begin

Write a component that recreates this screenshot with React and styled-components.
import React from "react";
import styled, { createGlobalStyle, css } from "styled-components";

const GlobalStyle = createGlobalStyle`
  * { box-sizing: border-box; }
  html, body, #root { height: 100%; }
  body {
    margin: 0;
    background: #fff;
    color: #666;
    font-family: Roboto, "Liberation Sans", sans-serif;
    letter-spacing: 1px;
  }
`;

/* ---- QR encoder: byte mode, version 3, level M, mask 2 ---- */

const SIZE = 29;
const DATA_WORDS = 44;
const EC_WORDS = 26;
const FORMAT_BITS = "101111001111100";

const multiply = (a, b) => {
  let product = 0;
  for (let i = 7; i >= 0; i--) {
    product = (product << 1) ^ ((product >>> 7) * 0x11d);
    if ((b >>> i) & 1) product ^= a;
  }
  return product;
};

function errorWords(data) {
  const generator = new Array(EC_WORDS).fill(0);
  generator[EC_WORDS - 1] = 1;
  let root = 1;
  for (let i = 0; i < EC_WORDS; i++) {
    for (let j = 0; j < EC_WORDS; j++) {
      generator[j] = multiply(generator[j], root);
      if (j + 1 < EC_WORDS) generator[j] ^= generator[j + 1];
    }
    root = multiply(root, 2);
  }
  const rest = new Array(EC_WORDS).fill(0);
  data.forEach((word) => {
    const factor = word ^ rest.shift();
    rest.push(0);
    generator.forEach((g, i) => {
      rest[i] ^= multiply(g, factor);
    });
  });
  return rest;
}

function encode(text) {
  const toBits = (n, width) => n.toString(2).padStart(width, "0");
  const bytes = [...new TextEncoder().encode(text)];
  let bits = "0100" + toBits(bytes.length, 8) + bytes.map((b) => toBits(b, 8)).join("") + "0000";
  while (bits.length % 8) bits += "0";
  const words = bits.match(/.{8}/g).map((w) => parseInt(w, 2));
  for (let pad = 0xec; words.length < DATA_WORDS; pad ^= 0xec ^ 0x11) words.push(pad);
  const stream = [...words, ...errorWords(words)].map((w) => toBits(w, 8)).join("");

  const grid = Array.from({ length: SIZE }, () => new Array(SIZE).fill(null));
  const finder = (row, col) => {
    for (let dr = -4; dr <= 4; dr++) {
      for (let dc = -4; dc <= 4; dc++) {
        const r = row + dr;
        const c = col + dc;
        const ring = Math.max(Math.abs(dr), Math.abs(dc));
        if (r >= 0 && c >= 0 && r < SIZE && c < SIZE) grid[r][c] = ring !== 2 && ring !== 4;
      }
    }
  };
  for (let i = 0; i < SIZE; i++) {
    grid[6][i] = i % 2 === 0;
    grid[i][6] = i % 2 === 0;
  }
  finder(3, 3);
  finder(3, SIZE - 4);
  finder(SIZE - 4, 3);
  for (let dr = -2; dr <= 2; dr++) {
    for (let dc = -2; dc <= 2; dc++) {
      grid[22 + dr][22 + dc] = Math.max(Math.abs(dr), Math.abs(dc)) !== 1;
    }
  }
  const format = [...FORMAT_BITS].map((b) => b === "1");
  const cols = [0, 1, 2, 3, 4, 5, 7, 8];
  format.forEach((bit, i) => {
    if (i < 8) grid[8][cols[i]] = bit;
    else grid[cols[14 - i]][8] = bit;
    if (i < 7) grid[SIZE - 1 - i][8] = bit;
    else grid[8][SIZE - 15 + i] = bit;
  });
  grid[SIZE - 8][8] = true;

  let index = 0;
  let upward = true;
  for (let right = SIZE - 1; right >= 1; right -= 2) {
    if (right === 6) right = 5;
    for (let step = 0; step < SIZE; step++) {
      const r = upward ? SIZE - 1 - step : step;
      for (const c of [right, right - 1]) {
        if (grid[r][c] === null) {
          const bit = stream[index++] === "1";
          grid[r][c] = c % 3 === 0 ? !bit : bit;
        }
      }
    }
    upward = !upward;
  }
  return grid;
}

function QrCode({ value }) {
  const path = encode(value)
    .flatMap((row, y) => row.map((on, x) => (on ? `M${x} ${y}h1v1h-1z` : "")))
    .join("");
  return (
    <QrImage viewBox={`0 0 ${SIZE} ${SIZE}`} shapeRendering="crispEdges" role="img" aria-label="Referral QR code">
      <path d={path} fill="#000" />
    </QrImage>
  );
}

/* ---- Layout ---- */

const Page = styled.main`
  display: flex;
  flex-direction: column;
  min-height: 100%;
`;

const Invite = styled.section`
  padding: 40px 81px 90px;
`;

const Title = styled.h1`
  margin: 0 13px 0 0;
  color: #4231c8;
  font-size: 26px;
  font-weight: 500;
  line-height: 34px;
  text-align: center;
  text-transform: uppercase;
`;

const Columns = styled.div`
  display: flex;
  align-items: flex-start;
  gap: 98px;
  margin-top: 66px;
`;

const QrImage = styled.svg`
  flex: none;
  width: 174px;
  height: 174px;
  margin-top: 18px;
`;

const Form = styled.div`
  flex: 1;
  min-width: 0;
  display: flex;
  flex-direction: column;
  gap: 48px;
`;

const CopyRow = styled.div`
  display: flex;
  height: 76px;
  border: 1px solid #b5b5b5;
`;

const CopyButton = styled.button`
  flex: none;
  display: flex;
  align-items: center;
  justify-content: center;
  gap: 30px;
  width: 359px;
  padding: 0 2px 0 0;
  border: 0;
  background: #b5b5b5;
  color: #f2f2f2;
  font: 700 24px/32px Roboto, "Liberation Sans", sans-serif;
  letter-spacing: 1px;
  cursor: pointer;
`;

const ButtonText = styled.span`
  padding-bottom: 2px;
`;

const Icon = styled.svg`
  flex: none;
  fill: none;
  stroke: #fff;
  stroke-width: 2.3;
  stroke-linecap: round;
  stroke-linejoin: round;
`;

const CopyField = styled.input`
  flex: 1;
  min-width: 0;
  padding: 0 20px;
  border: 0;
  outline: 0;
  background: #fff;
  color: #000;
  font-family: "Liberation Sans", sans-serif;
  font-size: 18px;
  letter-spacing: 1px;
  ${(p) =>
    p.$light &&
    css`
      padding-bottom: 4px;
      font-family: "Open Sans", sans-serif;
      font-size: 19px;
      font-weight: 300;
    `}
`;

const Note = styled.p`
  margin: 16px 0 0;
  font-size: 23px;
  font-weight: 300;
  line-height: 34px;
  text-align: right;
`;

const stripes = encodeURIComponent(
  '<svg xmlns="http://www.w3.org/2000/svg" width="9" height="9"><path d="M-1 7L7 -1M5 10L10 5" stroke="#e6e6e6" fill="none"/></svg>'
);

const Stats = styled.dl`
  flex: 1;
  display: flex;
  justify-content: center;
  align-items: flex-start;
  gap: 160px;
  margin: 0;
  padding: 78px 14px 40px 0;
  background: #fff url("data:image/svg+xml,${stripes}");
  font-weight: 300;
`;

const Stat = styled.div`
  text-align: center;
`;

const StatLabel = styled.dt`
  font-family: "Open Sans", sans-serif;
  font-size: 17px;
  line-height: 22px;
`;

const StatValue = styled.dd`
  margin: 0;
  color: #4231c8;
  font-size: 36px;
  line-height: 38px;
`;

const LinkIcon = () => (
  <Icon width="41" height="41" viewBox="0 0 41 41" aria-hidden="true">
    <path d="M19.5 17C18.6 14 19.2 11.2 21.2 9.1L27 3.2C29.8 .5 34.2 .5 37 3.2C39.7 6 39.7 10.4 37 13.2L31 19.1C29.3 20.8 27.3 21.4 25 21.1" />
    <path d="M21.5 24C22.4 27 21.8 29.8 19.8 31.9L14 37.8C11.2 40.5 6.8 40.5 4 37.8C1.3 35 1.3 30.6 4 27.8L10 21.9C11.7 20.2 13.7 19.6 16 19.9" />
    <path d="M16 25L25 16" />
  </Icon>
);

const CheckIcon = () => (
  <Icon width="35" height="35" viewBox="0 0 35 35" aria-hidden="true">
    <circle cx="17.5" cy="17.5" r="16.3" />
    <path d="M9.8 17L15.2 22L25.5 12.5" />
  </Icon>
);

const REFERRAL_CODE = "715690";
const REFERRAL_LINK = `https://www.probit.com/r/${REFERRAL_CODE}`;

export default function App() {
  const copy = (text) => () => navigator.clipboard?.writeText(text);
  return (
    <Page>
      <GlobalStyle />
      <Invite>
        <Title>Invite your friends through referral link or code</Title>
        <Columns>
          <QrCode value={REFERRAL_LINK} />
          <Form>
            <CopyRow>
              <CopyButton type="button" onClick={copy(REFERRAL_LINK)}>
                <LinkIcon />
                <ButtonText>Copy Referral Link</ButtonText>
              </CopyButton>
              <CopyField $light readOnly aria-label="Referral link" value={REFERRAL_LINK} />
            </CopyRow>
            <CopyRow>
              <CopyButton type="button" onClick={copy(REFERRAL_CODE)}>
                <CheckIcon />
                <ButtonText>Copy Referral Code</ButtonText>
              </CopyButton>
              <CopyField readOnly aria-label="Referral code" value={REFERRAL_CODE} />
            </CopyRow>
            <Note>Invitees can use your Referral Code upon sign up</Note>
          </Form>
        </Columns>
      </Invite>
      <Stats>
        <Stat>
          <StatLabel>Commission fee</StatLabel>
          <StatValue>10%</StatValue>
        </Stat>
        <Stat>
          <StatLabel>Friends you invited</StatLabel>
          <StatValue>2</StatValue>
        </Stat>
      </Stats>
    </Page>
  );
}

end

— WHAT THE EXERCISE ASKS —
Set down the lines above as they stand, starting with the first line and ending with the line that contains "mask 2 ---- */".

— EXERCISE RESPONSE —
Write a component that recreates this screenshot with React and styled-components.
import React from "react";
import styled, { createGlobalStyle, css } from "styled-components";

const GlobalStyle = createGlobalStyle`
  * { box-sizing: border-box; }
  html, body, #root { height: 100%; }
  body {
    margin: 0;
    background: #fff;
    color: #666;
    font-family: Roboto, "Liberation Sans", sans-serif;
    letter-spacing: 1px;
  }
`;

/* ---- QR encoder: byte mode, version 3, level M, mask 2 ---- */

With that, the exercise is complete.